The city, with a population of about 900,000, received almost
470,000 refugees. 1941-1951 was a period of the highest demographic
growth in the history of the capital; from 700,000 inhabitants
in 1941 to 1.79 million in 1951, corresponding to an annual growth
rate of 7.5 percent, which has not been equalled since. (Mumbai’s
annual rate of growth, by comparison, was under 2 percent between
1981- 2001). There was no administrative infrastructure and certainly
no urban systems in place to deal with this unprecedented crisis.
Against this backdrop of unmitigated suffering, Prime Minister
Jawaharlal Nehru called for the immediate creation of the Ministry
of Relief and Rehabilitation. By December 1950, three lakh refugees
had been housed. By 1952, virtually the entire backlog had been
cleared. A large number of shops and commercial establishments,
along with educational institutions were also created. The satellite
township of Faridabad was remodelled to absorb part of the influx.
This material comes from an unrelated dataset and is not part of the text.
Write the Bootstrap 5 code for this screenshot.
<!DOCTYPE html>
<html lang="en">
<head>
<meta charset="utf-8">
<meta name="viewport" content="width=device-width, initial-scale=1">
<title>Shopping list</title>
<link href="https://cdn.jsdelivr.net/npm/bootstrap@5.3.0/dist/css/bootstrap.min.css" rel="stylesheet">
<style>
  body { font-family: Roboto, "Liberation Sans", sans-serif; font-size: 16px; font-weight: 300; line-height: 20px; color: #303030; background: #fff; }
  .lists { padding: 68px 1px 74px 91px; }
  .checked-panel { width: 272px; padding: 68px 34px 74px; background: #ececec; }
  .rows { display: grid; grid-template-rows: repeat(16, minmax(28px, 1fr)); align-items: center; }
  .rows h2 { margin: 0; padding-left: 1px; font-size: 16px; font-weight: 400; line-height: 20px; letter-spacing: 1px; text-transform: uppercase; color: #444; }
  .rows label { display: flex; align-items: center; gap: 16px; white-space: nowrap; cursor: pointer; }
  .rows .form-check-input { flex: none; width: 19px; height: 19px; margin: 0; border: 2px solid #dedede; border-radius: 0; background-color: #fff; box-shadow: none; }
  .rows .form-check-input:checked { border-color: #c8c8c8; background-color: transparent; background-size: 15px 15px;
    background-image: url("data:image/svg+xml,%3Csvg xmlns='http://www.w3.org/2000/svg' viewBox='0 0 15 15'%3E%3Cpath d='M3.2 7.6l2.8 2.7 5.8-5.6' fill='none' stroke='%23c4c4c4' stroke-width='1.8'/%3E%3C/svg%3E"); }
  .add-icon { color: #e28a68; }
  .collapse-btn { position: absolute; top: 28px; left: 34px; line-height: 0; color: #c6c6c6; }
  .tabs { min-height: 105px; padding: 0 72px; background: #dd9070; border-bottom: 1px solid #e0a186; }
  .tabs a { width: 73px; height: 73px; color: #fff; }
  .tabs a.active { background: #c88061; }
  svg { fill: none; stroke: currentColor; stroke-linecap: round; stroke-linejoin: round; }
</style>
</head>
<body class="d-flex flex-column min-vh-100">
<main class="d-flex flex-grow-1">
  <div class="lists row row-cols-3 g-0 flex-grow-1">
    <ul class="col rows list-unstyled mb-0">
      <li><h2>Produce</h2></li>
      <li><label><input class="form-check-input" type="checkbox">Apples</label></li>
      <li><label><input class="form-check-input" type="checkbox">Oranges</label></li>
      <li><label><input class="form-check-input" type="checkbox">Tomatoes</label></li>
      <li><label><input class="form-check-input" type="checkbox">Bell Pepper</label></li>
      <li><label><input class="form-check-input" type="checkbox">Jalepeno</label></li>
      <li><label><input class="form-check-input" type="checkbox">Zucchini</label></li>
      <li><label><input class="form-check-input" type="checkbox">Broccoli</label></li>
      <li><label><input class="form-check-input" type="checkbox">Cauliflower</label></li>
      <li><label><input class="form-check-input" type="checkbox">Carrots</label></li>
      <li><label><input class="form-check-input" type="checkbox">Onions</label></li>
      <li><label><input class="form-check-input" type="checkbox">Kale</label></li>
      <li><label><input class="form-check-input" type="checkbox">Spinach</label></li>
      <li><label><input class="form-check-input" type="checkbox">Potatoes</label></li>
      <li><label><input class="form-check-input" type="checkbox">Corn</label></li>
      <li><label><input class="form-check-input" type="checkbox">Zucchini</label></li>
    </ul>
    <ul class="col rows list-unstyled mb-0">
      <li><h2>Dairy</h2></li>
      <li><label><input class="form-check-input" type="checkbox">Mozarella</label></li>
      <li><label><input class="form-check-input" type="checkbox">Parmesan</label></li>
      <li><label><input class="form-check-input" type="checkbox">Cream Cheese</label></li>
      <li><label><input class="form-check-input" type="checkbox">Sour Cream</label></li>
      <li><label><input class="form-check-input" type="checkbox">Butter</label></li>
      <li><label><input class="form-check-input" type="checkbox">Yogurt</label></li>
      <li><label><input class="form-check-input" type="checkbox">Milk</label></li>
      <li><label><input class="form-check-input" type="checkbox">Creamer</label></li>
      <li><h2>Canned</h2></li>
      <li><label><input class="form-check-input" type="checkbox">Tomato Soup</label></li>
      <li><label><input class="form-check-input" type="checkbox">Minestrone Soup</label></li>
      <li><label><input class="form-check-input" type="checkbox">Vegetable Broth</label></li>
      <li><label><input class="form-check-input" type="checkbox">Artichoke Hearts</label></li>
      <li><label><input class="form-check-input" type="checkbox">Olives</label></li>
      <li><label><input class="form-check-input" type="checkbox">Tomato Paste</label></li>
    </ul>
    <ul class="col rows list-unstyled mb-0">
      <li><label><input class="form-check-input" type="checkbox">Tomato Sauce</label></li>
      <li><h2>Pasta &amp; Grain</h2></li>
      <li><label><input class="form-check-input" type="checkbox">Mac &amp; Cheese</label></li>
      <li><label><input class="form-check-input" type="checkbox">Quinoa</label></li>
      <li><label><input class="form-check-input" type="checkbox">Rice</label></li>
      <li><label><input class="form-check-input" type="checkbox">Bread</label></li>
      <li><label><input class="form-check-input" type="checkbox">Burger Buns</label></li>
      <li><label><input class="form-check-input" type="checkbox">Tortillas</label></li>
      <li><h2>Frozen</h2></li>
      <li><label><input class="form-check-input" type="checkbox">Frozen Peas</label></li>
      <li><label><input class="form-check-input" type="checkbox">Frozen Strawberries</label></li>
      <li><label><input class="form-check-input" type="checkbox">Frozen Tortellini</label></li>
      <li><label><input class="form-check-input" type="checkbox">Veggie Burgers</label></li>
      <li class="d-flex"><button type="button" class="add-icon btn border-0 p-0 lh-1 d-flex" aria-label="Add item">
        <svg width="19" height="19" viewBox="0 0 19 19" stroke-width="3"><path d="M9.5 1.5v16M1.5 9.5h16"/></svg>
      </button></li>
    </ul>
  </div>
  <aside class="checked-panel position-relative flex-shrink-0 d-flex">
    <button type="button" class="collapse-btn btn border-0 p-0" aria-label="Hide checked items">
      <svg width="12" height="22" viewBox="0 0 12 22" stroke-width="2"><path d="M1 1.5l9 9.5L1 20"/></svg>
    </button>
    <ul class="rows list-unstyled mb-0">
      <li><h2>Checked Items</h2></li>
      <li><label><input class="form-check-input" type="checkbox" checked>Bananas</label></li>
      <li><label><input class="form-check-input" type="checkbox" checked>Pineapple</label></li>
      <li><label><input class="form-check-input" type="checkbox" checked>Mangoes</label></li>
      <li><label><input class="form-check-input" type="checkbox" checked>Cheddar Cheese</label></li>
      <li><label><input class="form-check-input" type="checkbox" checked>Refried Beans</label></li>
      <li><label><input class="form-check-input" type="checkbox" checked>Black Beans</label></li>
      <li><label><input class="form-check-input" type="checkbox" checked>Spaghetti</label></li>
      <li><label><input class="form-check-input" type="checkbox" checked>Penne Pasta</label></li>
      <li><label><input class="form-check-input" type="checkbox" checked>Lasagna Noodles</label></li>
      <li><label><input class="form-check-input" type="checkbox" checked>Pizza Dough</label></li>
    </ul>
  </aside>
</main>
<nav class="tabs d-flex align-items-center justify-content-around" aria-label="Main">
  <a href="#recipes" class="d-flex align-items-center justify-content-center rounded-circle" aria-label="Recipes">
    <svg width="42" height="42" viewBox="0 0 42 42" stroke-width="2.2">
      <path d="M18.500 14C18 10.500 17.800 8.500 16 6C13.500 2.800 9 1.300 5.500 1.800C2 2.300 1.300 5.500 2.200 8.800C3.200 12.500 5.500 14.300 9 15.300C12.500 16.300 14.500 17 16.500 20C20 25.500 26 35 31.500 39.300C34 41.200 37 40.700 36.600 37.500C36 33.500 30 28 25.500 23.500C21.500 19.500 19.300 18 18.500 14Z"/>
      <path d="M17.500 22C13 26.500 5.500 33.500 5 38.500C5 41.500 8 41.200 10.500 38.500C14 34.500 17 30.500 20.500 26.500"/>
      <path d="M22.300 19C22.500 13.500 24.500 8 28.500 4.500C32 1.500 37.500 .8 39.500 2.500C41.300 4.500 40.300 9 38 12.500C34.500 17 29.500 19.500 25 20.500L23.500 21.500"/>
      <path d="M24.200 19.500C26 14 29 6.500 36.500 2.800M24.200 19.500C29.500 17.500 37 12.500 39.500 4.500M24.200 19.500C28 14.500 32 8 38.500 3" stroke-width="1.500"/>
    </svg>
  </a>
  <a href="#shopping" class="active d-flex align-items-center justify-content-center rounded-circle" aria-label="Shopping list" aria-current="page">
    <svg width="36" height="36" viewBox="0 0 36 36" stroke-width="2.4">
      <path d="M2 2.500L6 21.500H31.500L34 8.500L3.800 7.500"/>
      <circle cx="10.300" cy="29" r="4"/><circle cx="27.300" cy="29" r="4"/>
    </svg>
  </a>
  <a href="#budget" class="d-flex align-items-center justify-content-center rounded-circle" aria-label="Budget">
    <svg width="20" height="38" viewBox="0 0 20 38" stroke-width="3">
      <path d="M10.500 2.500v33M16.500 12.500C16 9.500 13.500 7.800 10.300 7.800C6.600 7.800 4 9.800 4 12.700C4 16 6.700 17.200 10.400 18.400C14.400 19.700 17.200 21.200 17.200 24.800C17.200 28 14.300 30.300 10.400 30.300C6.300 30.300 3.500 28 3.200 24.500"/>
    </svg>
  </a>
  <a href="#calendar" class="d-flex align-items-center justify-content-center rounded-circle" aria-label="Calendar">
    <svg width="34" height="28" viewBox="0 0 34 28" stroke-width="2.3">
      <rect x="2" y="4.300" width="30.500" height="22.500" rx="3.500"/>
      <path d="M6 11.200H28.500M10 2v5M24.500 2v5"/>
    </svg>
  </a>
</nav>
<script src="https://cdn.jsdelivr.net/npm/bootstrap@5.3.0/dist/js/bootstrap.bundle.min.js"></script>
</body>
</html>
The drive and determination of men like Nehru, their complete
focus on problem-solving, made it possible to translate chaos
into calm and stability.
Today, with an annual budget that far surpasses the revenues
available at the time of Partition, we are witness to a spiralling
urban chaos, as the collective administrations of urban India
are unable or unwilling to focus with resolve and dedication on
restoring order. “Mumbai should become another Shanghai,”
said the Prime Minister. Perhaps that is the problem; the solution
to creating great cities lies, not in attempts at imitating the
chaotic, architectural follies of other countries; instead, it
is time to recover the focussed commitment that helped sort out
problems of a far more complex nature than those that confront
us today, and just concentrate on getting the job done.